LEIGH GRIFFITHS has opened up about how his Celtic career came to an upsetting end back in the summer when he was booed by a section of the Celtic support.

Leigh had been handed a new one year deal by the club earlier in the summer because we were very low on numbers at the time. It was an opportunity to get this head down and work towards something this season. Within weeks, he became a distraction to the whole Celtic team and the manager when he was sent home from Celtic’s training camp in Wales.

An internal Celtic investigation and Police Scotland cleared Leigh of any wrong doing but the damage was done in the eyes of many Celtic fans.

The player was loaned out to Dundee to t away from the limelight at Celtic but failed to recapture form, getting into trouble when he kicked pyro back into the crowd during one match.

In January, Dundee and Celtic played a game of ‘we don’t want him’ which culminated in Leigh’s early real ears from his loan deal and his Hoops contract.

Speaking about the pressure put on him and the comments made about him over his career, Leigh believes people have never just let him play football.

Leigh GRIFFITHS playing in a Friendly against West Ham at Celtic Park at the beginning of the season.

Griffiths told RecordSport: “I hate the phrase ‘prove people wrong’. That’s all I seem to hear about Leigh Griffiths.
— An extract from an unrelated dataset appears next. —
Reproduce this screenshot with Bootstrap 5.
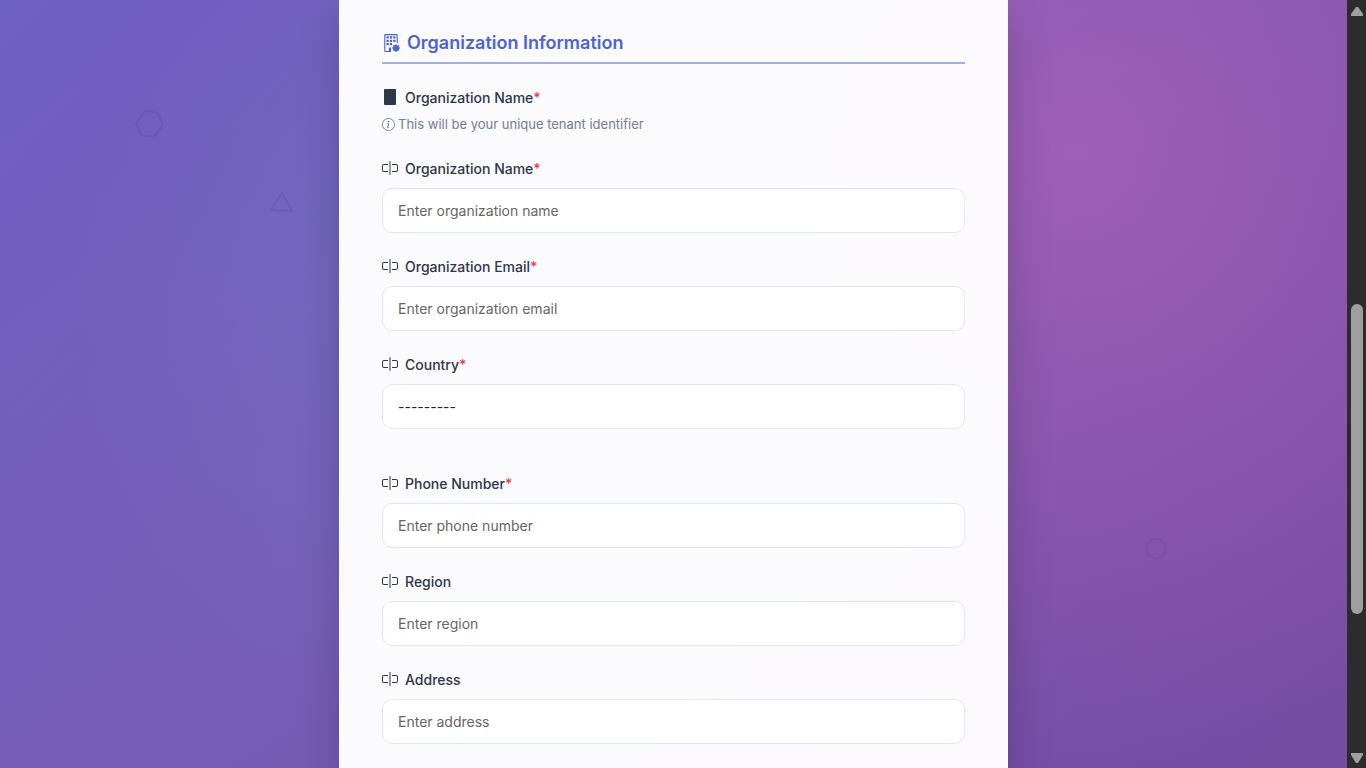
<!DOCTYPE html>
<html lang="en">
<head>
<meta charset="utf-8">
<meta name="viewport" content="width=device-width, initial-scale=1">
<title>Organization Information</title>
<link href="https://cdn.jsdelivr.net/npm/bootstrap@5.3.0/dist/css/bootstrap.min.css" rel="stylesheet">
<style>
body{font-family:Inter,"Liberation Sans",sans-serif;color:#2d3748}
.stage{
  background:
    radial-gradient(circle at 20% 80%,rgba(120,119,198,.2) 0%,transparent 50%),
    radial-gradient(circle at 80% 20%,rgba(255,119,198,.3) 0%,transparent 50%),
    radial-gradient(circle at 40% 40%,rgba(120,219,255,.15) 0%,transparent 50%),
    linear-gradient(135deg,#6f60c4 0%,#7656b2 50%,#764ba2 100%);
}
.panel{width:100%;max-width:669px;padding:31px 42px 60px;background:rgba(255,255,255,.97);border:solid rgba(255,255,255,.3);border-width:0 1px;box-shadow:0 20px 40px rgba(0,0,0,.2)}
.section-title{font-size:18px;line-height:24px;font-weight:600;color:#4c63d2;padding-bottom:7px;border-bottom:2px solid #a2aee8;gap:7px;margin-bottom:23px}
.field{margin-bottom:24px}
.field-label{display:flex;align-items:center;gap:7px;font-size:14px;line-height:22px;font-weight:500;margin-bottom:8px}
.field-label .ico{margin-bottom:2px}
.req{color:#e53e4f}
.hint{font-size:13px;line-height:20px;color:#718096;gap:3px;margin-top:-3px}
.field-empty{height:21px}
.field .form-control,.field .form-select{height:45px;margin-bottom:-1px;padding:0 15px;font-size:14px;border:1px solid #e2e8f0;border-radius:10px;background:#fff;color:#212529;box-shadow:none}
.form-control::placeholder{color:#666;opacity:1}
.ico{fill:currentColor;flex:none;display:block}
.shape{position:absolute;fill:none;stroke:#4b3a90;stroke-opacity:.18;stroke-width:2}
.scroller{width:19px;background:#2c2c2c;color:#9f9f9f;padding:7px 0 5px}
.thumb-track{display:grid;grid-template-rows:288fr 310fr 139fr;justify-items:center;width:100%}
.thumb{grid-row:2;width:12px;border-radius:6px;background:#9f9f9f}
</style>
</head>
<body>
<svg class="d-none" aria-hidden="true">
  <symbol id="i-input" viewBox="0 0 16 16"><path d="M10 5h4a1 1 0 0 1 1 1v4a1 1 0 0 1-1 1h-4v1h4a2 2 0 0 0 2-2V6a2 2 0 0 0-2-2h-4zM6 5V4H2a2 2 0 0 0-2 2v4a2 2 0 0 0 2 2h4v-1H2a1 1 0 0 1-1-1V6a1 1 0 0 1 1-1z"/><path d="M8 1a.5.5 0 0 1 .5.5v13a.5.5 0 0 1-1 0v-13A.5.5 0 0 1 8 1"/></symbol>
</svg>
<div class="d-flex vh-100 overflow-hidden">
  <main class="stage position-relative flex-grow-1 d-flex justify-content-center overflow-hidden">
    <svg class="shape" style="left:10%;top:14%" width="30" height="30" viewBox="0 0 30 30"><path d="M10 3 23 5 28 17 19 29 6 27 1 15Z"/></svg>
    <svg class="shape" style="left:20%;top:25%" width="24" height="22" viewBox="0 0 24 22"><path d="M13 1 23 19 2 18Z"/></svg>
    <svg class="shape" style="left:85%;top:70%;stroke-opacity:.12" width="22" height="22" viewBox="0 0 22 22"><path d="M8 1h7l5 5 1 7-4 6-6 2-6-2-4-6 1-7Z"/></svg>
    <form class="panel position-relative">
      <h2 class="section-title d-flex align-items-center">
        <svg class="ico" width="18" height="18" viewBox="0 0 16 16"><path d="M2 1a1 1 0 0 1 1-1h10a1 1 0 0 1 1 1v6.500a.5.5 0 0 1-1 0V1H3v14h3v-2.500a.5.5 0 0 1 .5-.5H8v4H3a1 1 0 0 1-1-1z"/><path d="M4 2h2v2H4zM7 2h2v2H7zM10 2h2v2h-2zM4 5h2v2H4zM7 5h2v2H7zM10 5h2v2h-2zM4 8h2v2H4zM7 8h2v2H7z"/><path d="M11.886 9.460c.18-.613 1.048-.613 1.229 0l.043.148a.64.64 0 0 0 .921.382l.136-.074c.561-.306 1.175.308.87.869l-.075.136a.64.64 0 0 0 .382.92l.149.045c.612.18.612 1.048 0 1.229l-.15.043a.64.64 0 0 0-.38.921l.074.136c.305.561-.309 1.175-.87.87l-.136-.075a.64.64 0 0 0-.92.382l-.045.149c-.18.612-1.048.612-1.229 0l-.043-.15a.64.64 0 0 0-.921-.38l-.136.074c-.561.305-1.175-.309-.87-.87l.075-.136a.64.64 0 0 0-.382-.92l-.148-.045c-.613-.18-.613-1.048 0-1.229l.148-.043a.64.64 0 0 0 .382-.921l-.074-.136c-.306-.561.308-1.175.869-.87l.136.075a.64.64 0 0 0 .92-.382z"/></svg>
        Organization Information
      </h2>
      <div class="field">
        <label class="field-label" for="org"><svg class="ico" width="16" height="16" viewBox="0 0 16 16"><rect x="2" width="12" height="16" rx="1"/></svg><span>Organization Name<span class="req">*</span></span></label>
        <div class="hint d-flex align-items-center"><svg class="ico" width="13" height="13" viewBox="0 0 16 16"><path d="M8 15A7 7 0 1 1 8 1a7 7 0 0 1 0 14m0 1A8 8 0 1 0 8 0a8 8 0 0 0 0 16"/><path d="m8.930 6.588-2.290.287-.082.38.45.083c.294.07.352.176.288.469l-.738 3.468c-.194.897.105 1.319.808 1.319.545 0 1.178-.252 1.465-.598l.088-.416c-.2.176-.492.246-.686.246-.275 0-.375-.193-.304-.533zM9 4.500a1 1 0 1 1-2 0 1 1 0 0 1 2 0"/></svg>This will be your unique tenant identifier</div>
      </div>
      <div class="field">
        <label class="field-label" for="org"><svg class="ico" width="16" height="16"><use href="#i-input"/></svg><span>Organization Name<span class="req">*</span></span></label>
        <input class="form-control" id="org" type="text" placeholder="Enter organization name">
      </div>
      <div class="field">
        <label class="field-label" for="email"><svg class="ico" width="16" height="16"><use href="#i-input"/></svg><span>Organization Email<span class="req">*</span></span></label>
        <input class="form-control" id="email" type="email" placeholder="Enter organization email">
      </div>
      <div class="field">
        <label class="field-label" for="country"><svg class="ico" width="16" height="16"><use href="#i-input"/></svg><span>Country<span class="req">*</span></span></label>
        <select class="form-select" id="country"><option>---------</option></select>
        <div class="field-empty"></div>
      </div>
      <div class="field">
        <label class="field-label" for="phone"><svg class="ico" width="16" height="16"><use href="#i-input"/></svg><span>Phone Number<span class="req">*</span></span></label>
        <input class="form-control" id="phone" type="tel" placeholder="Enter phone number">
      </div>
      <div class="field">
        <label class="field-label" for="region"><svg class="ico" width="16" height="16"><use href="#i-input"/></svg>Region</label>
        <input class="form-control" id="region" type="text" placeholder="Enter region">
      </div>
      <div class="field">
        <label class="field-label" for="address"><svg class="ico" width="16" height="16"><use href="#i-input"/></svg>Address</label>
        <input class="form-control" id="address" type="text" placeholder="Enter address">
      </div>
    </form>
  </main>
  <div class="scroller d-flex flex-column align-items-center flex-shrink-0" aria-hidden="true">
    <svg class="ico" width="12" height="9" viewBox="0 0 12 9"><path d="M5 0h2l5 7v2H0V7Z"/></svg>
    <div class="thumb-track flex-grow-1"><div class="thumb"></div></div>
    <svg class="ico" width="12" height="10" viewBox="0 0 12 10"><path d="M0 0h12v2L7 10H5L0 2Z"/></svg>
  </div>
</div>
<script src="https://cdn.jsdelivr.net/npm/bootstrap@5.3.0/dist/js/bootstrap.bundle.min.js"></script>
</body>
</html>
Once Griffiths gets himself fit or once Griffiths gets this or that – there is way too much pressure being put on me.

“For the last seven or eight years, I have lived with pressure and I have done it with pressure.

“Now I am getting older I hear people asking where is the guy who once scored 40 goals in one season?

“Where is the guy who scored two free kicks against England?

“My reply is this: Just let me go out and play football. That’s exactly what I want. Just let me enjoy my football, which nowadays is so hard to do.”

Leigh is a talented footballer, who has had mental health challenges. Something the club and fans tried as much to help support him through. It ended in tears, literally for the former Hoops frontman.

On leaving Celtic, the striker said: “I did leave Celtic with regrets about the way it all ended. There was a story about me in the summer which was disappointing from my point of view. I spoke to people at Celtic and the other people involved in the entire investigation process.

“It was established that I hadn’t done anything wrong. That’s when I felt Celtic should have come out and said they had spoken to me and everyone else involved and that nothing had been found and I was free to continue playing and scoring for the club.

“Had they done so then that would have been it as there was nothing there.

“I was flung back into training and the new manager was absolutely unbelievable with me – I don’t have a bad word to say about Ange. I don’t have a bad word to say about anyone at Celtic.

“Ange had come in and it was his job to get the team up and running and he’s then hit with this bombshell. I had to come back and do a mini pre-season.

“Then I played against West Ham and it’s the lowest I have ever felt in football. I left that game, climbed into the car and drove back home.

“I was crying – that was the point that I knew my time was done at Celtic.

“I said it in the car home, I couldn’t do this any more. It sounds strange but I can’t be a player who is booed both home and away.

“If I was playing at home I was going to be booed by my own fans and the away fans. If I went away from home I’m booed by the home and away fans when I touch the ball.”

Leigh did become a sideshow in the end. Coming back from lockdown very unfit was the final straw for Neil Lennon when it came to Leigh’s commitment.

His 40 goal season was something to behold, but he was always held to that standard and never quite rose to match it.